The Kent Messenger has reported that the County Council “has never fully explained the full background to Ms Kerswell’s departure or accounted for why she was given a £420,000 payout…
“There were rumours that she had fallen out with the Conservative administration but the council said doing away with the managing director was a way of saving money.”
At least until late 2019, Kerswell lived with her partner, Barry Quirk, in a £1.2million-valued listed house in Lewisham. There, their next-door neighbours were the family of Professor Julius Weinberg, the chairman of Ofsted.
Kerswell and Quirk together represent the London local government “power couple”: Quirk, after 24 years as chief executive at Lewisham, moved to a similar role at Kensington and Chelsea in July 2017 – barely a month after the Grenfell Tower fire in that borough.

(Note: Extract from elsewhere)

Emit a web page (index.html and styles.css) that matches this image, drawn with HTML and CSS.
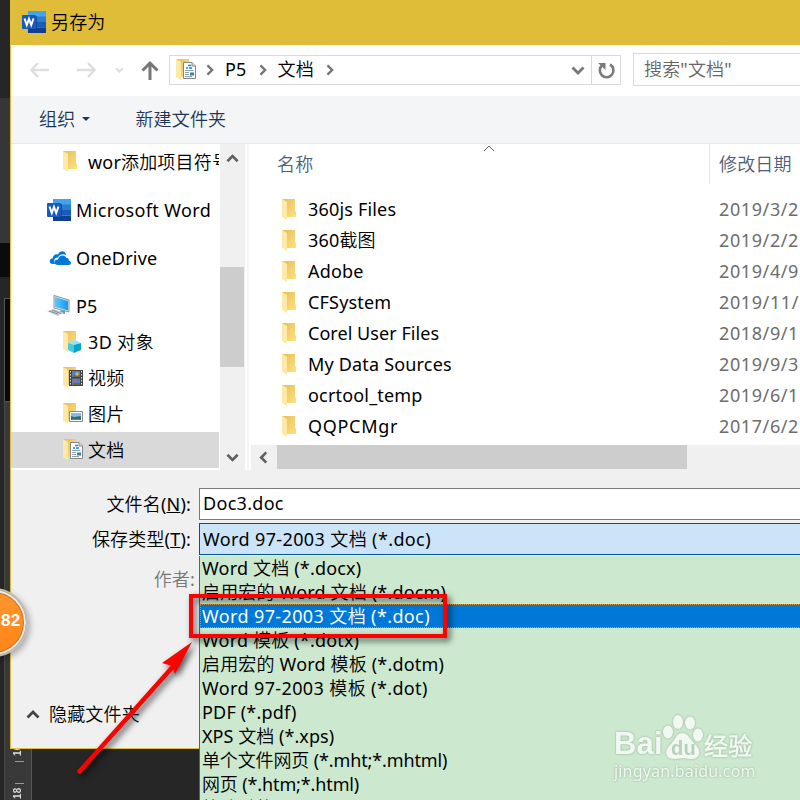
FILE: index.html
```html
<!DOCTYPE html>
<html lang="zh-CN">
<head>
    <meta charset="UTF-8">
    <meta name="viewport" content="width=device-width, initial-scale=1.0">
    <title>另存为</title>
    <link rel="stylesheet" href="styles.css">
</head>
<body>
    <!-- shared icons -->
    <svg class="symbols" width="0" height="0">
        <defs>
            <linearGradient id="fold" x1="0" x2="1" y1="0" y2="1">
                <stop offset="0" stop-color="#e6bd58"/>
                <stop offset="1" stop-color="#ffe180"/>
            </linearGradient>
            <linearGradient id="screen" x1="0" x2="1">
                <stop offset="0" stop-color="#5ec8ff"/>
                <stop offset="1" stop-color="#139af0"/>
            </linearGradient>
        </defs>
        <symbol id="folder" viewBox="0 0 20 22">
            <path d="M0 0H13V12L14 13V18H1L0 17Z" fill="url(#fold)"/>
            <path d="M0 0L5 3V21L0 18Z" fill="#ffe9a8"/>
        </symbol>
        <symbol id="word" viewBox="0 0 24 22">
            <path d="M6 0H24V6H6Z" fill="#41a5ee"/>
            <path d="M6 5.5H24V11H6Z" fill="#2b7cd3"/>
            <path d="M6 11H24V16.500H6Z" fill="#185abd"/>
            <path d="M6 16.500H24V22H6Z" fill="#103f91"/>
            <path d="M6 5H15V19H6Z" fill="#0b3577" opacity=".6"/>
            <rect y="4" width="14" height="14" rx="1" fill="#185abd"/>
            <path d="M2.500 7.500L4.800 14L7 8L9.200 14L11.500 7.500" fill="none" stroke="#fff" stroke-width="2"/>
        </symbol>
        <symbol id="page" viewBox="0 0 13 17">
            <path d="M.5 .5H9L12.500 4V16.500H.5Z" fill="#fff" stroke="#858585"/>
            <path d="M9 .5V4H12.500" fill="#ddd" stroke="#858585"/>
            <path d="M5 3.500H8M3 6H5M6 6H9" stroke="#1684d8" stroke-width="1.500"/>
            <path d="M2 8.500H10.500M2 10.500H6M2 12.500H6M2 14.500H9" stroke="#8ba2ae"/>
            <path d="M7 10.500H11V13.500H7Z" fill="#38819c"/>
        </symbol>
        <symbol id="chevron" viewBox="0 0 14 9">
            <path d="M1.500 1.500L7 7L12.500 1.500" fill="none" stroke="currentColor" stroke-width="2.800"/>
        </symbol>
    </svg>

    <div class="desktop">
        <div class="backdrop">
            <div class="tone-mid"></div>
            <div class="tone-dark"></div>
            <div class="tone-black"></div>
            <div class="ruler"><span>16</span><i></i><i></i><span>18</span></div>
        </div>

        <div class="dialog">
            <header class="titlebar">
                <svg class="word-icon"><use href="#word"/></svg>
                <span>另存为</span>
            </header>

            <nav class="navbar">
                <svg class="arrow back" viewBox="0 0 20 16"><path d="M19 8H2M8 1L1.500 8L8 15"/></svg>
                <svg class="arrow forward" viewBox="0 0 20 16"><path d="M1 8H18M12 1L18.500 8L12 15"/></svg>
                <svg class="recent"><use href="#chevron"/></svg>
                <svg class="up" viewBox="0 0 18 19"><path d="M9 19V2M1.500 9.500L9 2L16.500 9.500"/></svg>
                <div class="address">
                    <span class="folder-icon"><svg class="base"><use href="#folder"/></svg><svg class="badge page-badge"><use href="#page"/></svg></span>
                    <svg class="crumb"><use href="#chevron"/></svg>
                    <span class="crumb-text">P5</span>
                    <svg class="crumb"><use href="#chevron"/></svg>
                    <span class="crumb-text">文档</span>
                    <svg class="crumb"><use href="#chevron"/></svg>
                    <svg class="history"><use href="#chevron"/></svg>
                    <div class="refresh">
                        <svg viewBox="0 0 17 17"><path d="M12 2.500A6.800 6.800 0 1 1 4.500 3" fill="none" stroke="#7b7b7b" stroke-width="2.600"/><path d="M0 1H7.500V8Z" fill="#7b7b7b"/></svg>
                    </div>
                </div>
                <div class="search">搜索"文档"</div>
            </nav>

            <div class="toolbar">
                <span>组织</span><i class="caret"></i>
                <span class="new-folder">新建文件夹</span>
            </div>

            <main class="content">
                <ul class="tree">
                    <li class="sub"><span class="folder-icon"><svg class="base"><use href="#folder"/></svg></span><span class="label">wor添加项目符号</span></li>
                    <li class="root"><svg class="word-icon"><use href="#word"/></svg><span class="label wide">Microsoft Word</span></li>
                    <li class="root"><svg class="cloud" viewBox="0 0 22 14"><path d="M4 13C0 13-.5 8 3.500 7.500C4 3.500 7.500 2.500 9 3.500C11-1 16.500-.5 17 4C12 2 9.500 5 9 6.500C5.500 6.500 4 10 6 13Z" fill="#0078d7"/><path d="M8.500 14C4 13.500 4.500 8.500 9 8.500C10 3.500 16 3.500 17.500 7C20 7 20 9 19.500 9.500C23 10 22.500 14 20 14Z" fill="#0078d7"/></svg><span class="label">OneDrive</span></li>
                    <li class="root"><svg class="pc" viewBox="0 0 24 22"><path d="M7 .5L22 5V17L7 13Z" fill="#e4eef3" stroke="#8293a0"/><path d="M8 2L21 6V15.500L8 12Z" fill="url(#screen)"/><path d="M14 15L18 16V19L12 18Z" fill="#8595a0"/><path d="M0 16L7 14L17 18L10 21Z" fill="#c8d2da"/><path d="M2 16L11 19M5 15L14 18.500" stroke="#7f8e99"/></svg><span class="label">P5</span></li>
                    <li class="sub"><span class="folder-icon"><svg class="base"><use href="#folder"/></svg><svg class="badge cube" viewBox="0 0 13 13"><path d="M0 3L7 0L13 3L6 5Z" fill="#8ce9f4"/><path d="M0 3L6 5V13L0 10Z" fill="#48c8e2"/><path d="M6 5L13 3V10L6 13Z" fill="#0ca3c9"/></svg></span><span class="label wide">3D 对象</span></li>
                    <li class="sub"><span class="folder-icon"><svg class="base"><use href="#folder"/></svg><svg class="badge film" viewBox="0 0 14 16"><path d="M0 0H14V16H0Z" fill="#444"/><path d="M3 1H11V7H3ZM3 8.500H11V15H3Z" fill="#4a82d9"/><path d="M4 5H11V7H4ZM4 13H11V15H4Z" fill="#7d6430"/><circle cx="8" cy="4" r="1.800" fill="#d8bd2e"/><circle cx="6" cy="11" r="1.500" fill="#e06039"/><path d="M1.500 1V15M12.500 1V15" stroke="#ddd" stroke-dasharray="1.500 1.500"/></svg></span><span class="label">视频</span></li>
                    <li class="sub"><span class="folder-icon"><svg class="base"><use href="#folder"/></svg><svg class="badge photo" viewBox="0 0 14 11"><path d="M.5 .5H13.500V10.500H.5Z" fill="#fff" stroke="#888"/><path d="M2 2H12V6H2Z" fill="#83bde8"/><path d="M2 5L5 6L12 5V9H2Z" fill="#31706a"/><path d="M3 8H12V9H3Z" fill="#4289bd"/></svg></span><span class="label">图片</span></li>
                    <li class="sub selected"><span class="folder-icon"><svg class="base"><use href="#folder"/></svg><svg class="badge page-badge"><use href="#page"/></svg></span><span class="label">文档</span></li>
                </ul>
                <div class="vscroll">
                    <svg class="flip"><use href="#chevron"/></svg>
                    <div class="vthumb"></div>
                    <svg><use href="#chevron"/></svg>
                </div>
                <section class="files">
                    <div class="columns">
                        <span class="col-name">名称</span>
                        <svg class="sort" viewBox="0 0 12 7"><path d="M1 6L6 1L11 6" fill="none" stroke="#666"/></svg>
                        <span class="col-date">修改日期</span>
                    </div>
                    <ul class="file-list">
                        <li><svg class="base"><use href="#folder"/></svg><span>360js Files</span><time>2019/3/2</time></li>
                        <li><svg class="base"><use href="#folder"/></svg><span>360截图</span><time>2019/2/2</time></li>
                        <li><svg class="base"><use href="#folder"/></svg><span>Adobe</span><time>2019/4/9</time></li>
                        <li><svg class="base"><use href="#folder"/></svg><span>CFSystem</span><time>2019/11/</time></li>
                        <li><svg class="base"><use href="#folder"/></svg><span class="tight">Corel User Files</span><time>2018/9/1</time></li>
                        <li><svg class="base"><use href="#folder"/></svg><span>My Data Sources</span><time>2019/9/3</time></li>
                        <li><svg class="base"><use href="#folder"/></svg><span>ocrtool_temp</span><time>2019/6/1</time></li>
                        <li><svg class="base"><use href="#folder"/></svg><span class="wider">QQPCMgr</span><time>2017/6/2</time></li>
                    </ul>
                    <div class="hscroll"><svg><use href="#chevron"/></svg><div class="hthumb"></div></div>
                </section>
            </main>

            <div class="form">
                <div class="form-row">
                    <label>文件名(<u>N</u>):</label>
                    <div class="field name-field">Doc3.doc</div>
                </div>
                <div class="form-row">
                    <label>保存类型(<u>T</u>):</label>
                    <div class="field type-field"><span class="wide">Word 97-2003 文档 (*.doc)</span>
                        <ul class="dropdown">
                            <li>Word 文档 (*.docx)</li>
                            <li>启用宏的 Word 文档 (*.docm)</li>
                            <li class="active wide">Word 97-2003 文档 (*.doc)</li>
                            <li>Word 模板 (*.dotx)</li>
                            <li>启用宏的 Word 模板 (*.dotm)</li>
                            <li class="wide">Word 97-2003 模板 (*.dot)</li>
                            <li>PDF (*.pdf)</li>
                            <li class="tight">XPS 文档 (*.xps)</li>
                            <li class="narrow">单个文件网页 (*.mht;*.mhtml)</li>
                            <li class="narrow">网页 (*.htm;*.html)</li>
                            <li class="narrow">筛选过的网页 (*.htm;*.html)</li>
                        </ul>
                    </div>
                </div>
                <div class="author">作者:</div>
                <div class="hide-folders"><svg class="flip"><use href="#chevron"/></svg><span>隐藏文件夹</span></div>
            </div>
        </div>

        <div class="ball">82</div>
        <div class="highlight"></div>
        <svg class="pointer" viewBox="0 0 130 150">
            <path d="M9.500 141.500L107 32" stroke="#f00" stroke-width="4.500" stroke-linecap="round"/>
            <path d="M122 12L105 44L102 36L92 33Z" fill="#f00"/>
        </svg>
        <div class="watermark">
            <div class="brand">
                <span class="bai">Bai</span>
                <svg class="paw" viewBox="0 0 42 46"><g class="paw-shape"><ellipse cx="6" cy="18" rx="5" ry="6.500"/><ellipse cx="16" cy="8" rx="5" ry="7"/><ellipse cx="28" cy="9" rx="5" ry="6.500"/><ellipse cx="36" cy="21" rx="5" ry="6.500"/><path d="M20 19C27 19 28 26 34 31C41 39 36 46 28 45C22 44 19 44 14 45C5 46 1 39 7 32C13 27 14 19 20 19Z"/></g><text x="9" y="41">du</text></svg>
                <span class="jingyan">经验</span>
            </div>
            <div class="site">jingyan.baidu.com</div>
        </div>
    </div>
</body>
</html>
```
FILE: styles.css
```css
* {
    box-sizing: border-box;
}
body {
    margin: 0;
    font-family: "Noto Sans", "Noto Sans CJK SC DemiLight", "Noto Sans CJK SC", sans-serif;
    font-size: 18px;
    line-height: 24px;
    letter-spacing: .18px;
    color: #000;
}
ul {
    list-style: none;
    margin: 0;
    padding: 0;
}
svg {
    display: block;
    flex: none;
    overflow: visible;
}
.symbols {
    position: absolute;
}

/* text widths */
.wide {
    letter-spacing: .38px;
}
.wider {
    letter-spacing: .7px;
}
.tight {
    letter-spacing: .05px;
}
.narrow {
    letter-spacing: -.13px;
}

.desktop {
    position: relative;
    width: 800px;
    height: 800px;
    overflow: hidden;
    background: #262626;
    padding-left: 10px;
}

/* dark editor behind the dialog */
.backdrop {
    position: absolute;
    inset: 0;
    display: flex;
    flex-direction: column;
    padding-top: 98px;
}
.tone-mid {
    height: 145px;
    background: #363636;
}
.tone-dark {
    height: 36px;
    background: #0b0b0b;
    border-bottom: 2px solid #222;
}
.tone-black {
    height: 104px;
    margin: 19px 0 0 4px;
    background: #090909;
    border: 1px solid #555;
}
.ruler {
    width: 28px;
    height: 398px;
    margin-left: 4px;
    padding-top: 336px;
    background: #393939;
    border-left: 1px solid #494949;
    border-right: 1px solid #555;
    color: #ddd;
    font: bold 10px/16px "Liberation Sans", sans-serif;
}
.ruler span {
    display: block;
    width: 16px;
    height: 18px;
    margin-left: 5px;
    writing-mode: vertical-rl;
    transform: rotate(180deg);
}
.ruler i {
    display: block;
    width: 9px;
    height: 1px;
    margin: 5px 0 0 10px;
    background: #999;
}
.ruler i + i {
    margin: 21px 0 -3px 10px;
}

/* dialog */
.dialog {
    position: relative;
    width: 800px;
    height: 749px;
    background: #f0f0f0;
    border: solid #e0bd38;
    border-width: 0 0 1px 1px;
}
.titlebar {
    height: 45px;
    padding: 0 0 1px 11px;
    display: flex;
    align-items: center;
    gap: 5px;
    background: #e0bd38;
}
.word-icon {
    width: 24px;
    height: 22px;
}
.navbar {
    height: 51px;
    display: flex;
    align-items: center;
    background: #fff;
    padding-bottom: 1px;
}
.arrow,
.up {
    fill: none;
    stroke: #dedede;
    stroke-width: 2.5;
}
.arrow {
    width: 20px;
    height: 16px;
}
.back {
    margin-left: 19px;
}
.forward {
    margin-left: 26px;
}
.recent {
    width: 9px;
    height: 6px;
    margin-left: 19px;
    color: #dcdcdc;
}
.up {
    width: 18px;
    height: 19px;
    margin-left: 17px;
    stroke: #777;
    stroke-width: 3;
}
.address {
    width: 452px;
    height: 30px;
    margin-left: 10px;
    display: flex;
    flex: none;
    align-items: center;
    border: 1px solid #d9d9d9;
    padding-left: 6px;
}
.folder-icon {
    position: relative;
    width: 20px;
    height: 22px;
    flex: none;
}
.base {
    width: 20px;
    height: 22px;
}
.badge {
    position: absolute;
    left: 7px;
    top: 3px;
}
.page-badge {
    width: 13px;
    height: 17px;
}
.cube {
    width: 13px;
    height: 13px;
    left: 5px;
    top: 9px;
}
.film {
    width: 14px;
    height: 16px;
    left: 6px;
}
.photo {
    width: 14px;
    height: 11px;
    left: 6px;
    top: 8px;
}
.crumb {
    width: 12px;
    height: 8px;
    margin: 0 9px 0 8px;
    color: #777;
    transform: rotate(-90deg);
}
.crumb-text {
    margin-top: -2px;
}
.crumb-text + .crumb {
    margin-left: 10px;
}
.history {
    width: 14px;
    height: 9px;
    margin: 0 6px 0 auto;
    color: #777;
}
.refresh {
    width: 29px;
    height: 28px;
    border-left: 1px solid #d9d9d9;
    display: grid;
    place-items: center;
}
.refresh svg {
    width: 17px;
    height: 17px;
}
.search {
    width: 200px;
    height: 33px;
    margin: -1px 0 0 12px;
    padding: 3px 10px;
    border: 1px solid #d9d9d9;
    color: #666;
    flex: none;
}
.toolbar {
    height: 48px;
    padding: 0 0 2px 28px;
    display: flex;
    align-items: center;
    background: #f4f5f7;
    border-bottom: 1px solid #e6e7e9;
    color: #1d3557;
}
.caret {
    margin-left: 7px;
    border: 4px solid transparent;
    border-top-color: #1d3557;
    border-bottom: 0;
}
.new-folder {
    margin-left: 45px;
}

/* folder tree */
.content {
    height: 326px;
    display: flex;
    background: #fff;
}
.tree {
    width: 208px;
    overflow: hidden;
}
.tree li {
    display: flex;
    align-items: center;
    white-space: nowrap;
}
.sub {
    height: 36px;
    padding-left: 52px;
}
.sub .label {
    margin-left: 5px;
}
.root {
    height: 48px;
    padding: 12px 0 0 36px;
}
.root .label {
    margin-left: 5px;
}
.cloud {
    width: 22px;
    height: 14px;
    margin: 0 0 0 2px;
}
.pc {
    width: 24px;
    height: 22px;
}
.selected {
    background: #d9d9d9;
}
.vscroll {
    width: 25px;
    margin-left: 1px;
    padding: 10px 1px 8px 0;
    display: flex;
    flex-direction: column;
    align-items: center;
    justify-content: space-between;
    background: #f0f0f0;
    color: #606060;
}
.vscroll svg {
    width: 13px;
    height: 9px;
}
.vthumb {
    width: 24px;
    height: 100px;
    margin: 18px 0 0;
    background: #cdcdcd;
}
.flip {
    transform: scaleY(-1);
}

/* file list */
.files {
    flex: 1;
    margin-left: 2px;
    border-left: 2px solid #f5f5f5;
    display: flex;
    flex-direction: column;
}
.columns {
    height: 40px;
    display: flex;
    align-items: center;
    color: #4c607a;
}
.col-name {
    width: 205px;
    padding-left: 28px;
}
.sort {
    width: 12px;
    height: 7px;
    margin: 0 0 32px 29px;
}
.col-date {
    height: 40px;
    margin-left: auto;
    width: 101px;
    padding: 8px 0 0 9px;
    border-left: 1px solid #e5e5e5;
}
.file-list {
    height: 261px;
    padding: 10px 0 0 33px;
}
.file-list li {
    height: 31px;
    display: flex;
    align-items: center;
}
.file-list span,
.file-list time {
    margin-top: -2px;
}
.file-list span {
    width: 417px;
    flex: none;
    padding-left: 6px;
}
.file-list time {
    color: #6d6d6d;
    white-space: nowrap;
    letter-spacing: .6px;
}
.hscroll {
    height: 25px;
    margin-left: 2px;
    display: flex;
    align-items: center;
    background: #f0f0f0;
    color: #606060;
}
.hscroll svg {
    width: 13px;
    height: 9px;
    margin: 0 7px 0 6px;
    transform: rotate(90deg);
}
.hthumb {
    width: 410px;
    height: 24px;
    margin-bottom: 1px;
    background: #cdcdcd;
}

/* name, type and author */
.form {
    padding-top: 17px;
}
.form-row {
    display: flex;
    align-items: center;
    height: 33px;
    margin-bottom: 2px;
}
.form-row label {
    width: 188px;
    padding-right: 8px;
    text-align: right;
}
.field {
    position: relative;
    flex: 1;
    height: 32px;
    padding: 3px 3px;
    background: #fff;
    border: 1px solid #7a7a7a;
}
.name-field {
    padding-top: 2px;
    letter-spacing: .3px;
}
.type-field {
    background: #cce4f7;
    border-color: #005499;
}
.dropdown {
    position: absolute;
    left: -1px;
    top: 32px;
    width: 620px;
    height: 300px;
    overflow: hidden;
    border-left: 1px solid #0078d7;
    background: #cce8cf;
}
.dropdown li {
    height: 24px;
    padding-left: 2px;
}
.dropdown .active {
    color: #fff;
    background: #0078d7;
    outline: 1px dotted #d99a43;
    outline-offset: -1px;
}
.author {
    width: 184px;
    margin-top: 12px;
    text-align: right;
    color: #777;
}
.hide-folders {
    margin: 111px 0 0 15px;
    display: flex;
    align-items: center;
    gap: 9px;
}
.hide-folders svg {
    width: 14px;
    height: 9px;
    color: #444;
}

/* overlays */
.ball {
    position: absolute;
    left: -41px;
    top: 588px;
    width: 69px;
    height: 69px;
    padding: 19px 0 0 40px;
    border: 2px solid #bbb;
    border-radius: 50%;
    background: linear-gradient(#ff962f, #ff8515);
    box-shadow: inset 0 0 0 2px #eee, inset 0 0 0 3px #d46e15, 2px 3px 6px rgba(0, 0, 0, .3);
    color: #fff;
    font: bold 17px/24px "Liberation Sans", sans-serif;
}
.highlight {
    position: absolute;
    left: 189px;
    top: 594px;
    width: 258px;
    height: 44px;
    border: 4px solid #f00;
    filter: drop-shadow(3px 3px 3px rgba(0, 0, 0, .65));
}
.pointer {
    position: absolute;
    left: 70px;
    top: 630px;
    width: 130px;
    height: 150px;
    filter: drop-shadow(3px 3px 3px rgba(0, 0, 0, .65));
}
.watermark {
    position: absolute;
    left: 614px;
    top: 714px;
    width: 145px;
    color: #f1f8f2;
    filter: drop-shadow(0 0 1px rgba(110, 145, 115, .65));
}
.brand {
    display: flex;
    align-items: flex-end;
    height: 46px;
}
.bai {
    width: 48px;
    font: bold 31px/32px "Liberation Sans", sans-serif;
}
.paw {
    width: 42px;
    height: 46px;
    fill: #f1f8f2;
}
.paw text {
    font: bold 20px "Liberation Sans", sans-serif;
    fill: #b7d1bb;
}
.jingyan {
    font-size: 24px;
    font-weight: bold;
    line-height: 28px;
}
.site {
    font-size: 16px;
    line-height: 22px;
}
```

Today, Kerswell said that she is “honoured” to be offered the Croydon position on a permanent basis. And she’s still on a David Brentian “journey”.
“The past year has been a very challenging one for the council and there are still some difficult times ahead, but we have come so far together and I couldn’t be happier that I will continue to be part of our improvement journey for this wonderful borough.
“There is much still to do to make sure Croydon is financially sustainable for the future but, despite these challenges, I know that by working together we can succeed and make a difference.”
A Katharine Street source, not bound by the requirement to spout weapons-grade bullshit, gave this assessment of the appointment this afternoon, “In my opinion, Katherine is a class act. This is a very tough job and she could have walked away, taken the credit and left us in real difficulty. Staying to do the hard yards is, I think, commendable.
“That said, delivery is going to be the issue.”